Co-Speech Gesture Generation 3D Human Motion Synthesis Cross-Modal Representation Learning
EMAGE generates synchronized full-body and facial gestures from audio by utilizing masked gesture modeling to encode body hints and a unified mesh-level dataset (BEAT2).
Core Problem
Existing co-speech generation lacks a unified, high-quality mesh-level dataset (hampering training with vertex losses) and fails to effectively coordinate holistic body parts (face, hands, body) when generating from audio.
Why it matters:
  • Current datasets use incompatible formats (skeleton vs. blendshapes), preventing unified training for full-body digital humans
  • Models often suffer from 'mean pose' regression or lack diversity because they don't separate body-part dynamics (e.g., face vs. lower body correlation with audio differs)

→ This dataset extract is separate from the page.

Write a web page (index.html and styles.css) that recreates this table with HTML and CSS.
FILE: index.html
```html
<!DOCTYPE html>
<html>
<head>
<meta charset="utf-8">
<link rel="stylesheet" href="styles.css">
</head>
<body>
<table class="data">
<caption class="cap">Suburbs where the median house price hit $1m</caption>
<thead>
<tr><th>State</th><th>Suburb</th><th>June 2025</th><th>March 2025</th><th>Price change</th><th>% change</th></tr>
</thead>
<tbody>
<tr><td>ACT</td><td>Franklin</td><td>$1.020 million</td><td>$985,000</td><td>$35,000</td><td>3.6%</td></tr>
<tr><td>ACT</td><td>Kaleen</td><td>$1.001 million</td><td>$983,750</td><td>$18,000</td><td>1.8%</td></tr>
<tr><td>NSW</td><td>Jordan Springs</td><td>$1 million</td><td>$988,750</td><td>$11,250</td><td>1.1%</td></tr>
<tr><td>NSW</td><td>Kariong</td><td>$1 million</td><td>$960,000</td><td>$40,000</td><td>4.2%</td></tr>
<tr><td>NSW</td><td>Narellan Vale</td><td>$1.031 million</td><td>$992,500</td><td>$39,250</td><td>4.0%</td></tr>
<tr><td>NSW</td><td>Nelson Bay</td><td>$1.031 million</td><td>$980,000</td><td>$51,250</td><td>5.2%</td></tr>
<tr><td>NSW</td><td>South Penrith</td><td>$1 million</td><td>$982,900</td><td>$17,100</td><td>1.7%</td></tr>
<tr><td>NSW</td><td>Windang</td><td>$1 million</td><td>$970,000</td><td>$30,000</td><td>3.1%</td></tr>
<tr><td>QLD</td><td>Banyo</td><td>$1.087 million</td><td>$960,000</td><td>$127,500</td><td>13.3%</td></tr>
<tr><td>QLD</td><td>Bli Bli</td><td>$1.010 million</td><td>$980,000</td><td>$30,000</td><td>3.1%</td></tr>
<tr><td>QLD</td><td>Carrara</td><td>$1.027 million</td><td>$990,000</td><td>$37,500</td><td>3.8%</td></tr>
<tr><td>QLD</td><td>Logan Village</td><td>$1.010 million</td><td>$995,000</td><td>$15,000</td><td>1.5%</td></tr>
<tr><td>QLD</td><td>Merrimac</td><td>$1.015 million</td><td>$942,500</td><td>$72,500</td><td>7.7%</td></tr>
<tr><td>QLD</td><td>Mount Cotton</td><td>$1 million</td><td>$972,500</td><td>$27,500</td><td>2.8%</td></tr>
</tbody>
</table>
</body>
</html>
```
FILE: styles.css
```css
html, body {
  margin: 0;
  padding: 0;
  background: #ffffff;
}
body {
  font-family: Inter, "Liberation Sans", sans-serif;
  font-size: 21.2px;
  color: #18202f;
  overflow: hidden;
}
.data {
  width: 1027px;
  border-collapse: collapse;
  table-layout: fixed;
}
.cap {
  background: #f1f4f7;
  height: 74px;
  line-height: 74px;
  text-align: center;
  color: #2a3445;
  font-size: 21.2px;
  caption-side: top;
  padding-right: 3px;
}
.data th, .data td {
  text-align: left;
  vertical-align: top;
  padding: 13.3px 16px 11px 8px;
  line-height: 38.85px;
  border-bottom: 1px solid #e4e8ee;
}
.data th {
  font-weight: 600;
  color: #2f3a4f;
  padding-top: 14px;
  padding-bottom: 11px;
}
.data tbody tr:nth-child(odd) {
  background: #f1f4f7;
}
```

  • Partial gesture completion (infilling specific frames while respecting audio) is difficult for autoregressive models
Concrete Example: A digital avatar might need to wave while speaking, but standard audio-to-gesture models ignore the 'wave' constraint and generate generic arm movements. EMAGE can take the specific 'wave' frames as a masked input and generate the rest of the motion synchronized to speech.
Key Novelty
Masked Audio-Conditioned Gesture Modeling with Compositional Quantization
  • Introduces BEAT2, a standardized dataset converting diverse mocap data into unified SMPL-X body and FLAME head parameters for mesh-level training
  • Uses a masked transformer to learn bidirectional dependencies between audio and gestures, allowing the model to fill in missing motion based on sparse 'seed' gestures
  • Decodes motion using four separate VQ-VAEs (face, upper body, hands, lower body) to capture the distinct dynamic patterns and audio-correlations of each body part
Evaluation Highlights
  • Achieves lowest FGD (Fréchet Gesture Distance) of 4.88 on BEAT2, significantly outperforming CaMN (8.66) and TalkSHOW (7.87)
  • Outperforms baselines on diversity metrics (BeatAlign), scoring 0.81 compared to TalkSHOW's 0.76
  • Generates stable motion with significantly lower foot sliding (1.23 cm) compared to baselines like Habibie et al. (2.42 cm)
Breakthrough Assessment
8/10
Significant contribution via the BEAT2 dataset standardization, which resolves a major hurdle in the field. The masked modeling approach effectively unifies generation and completion tasks.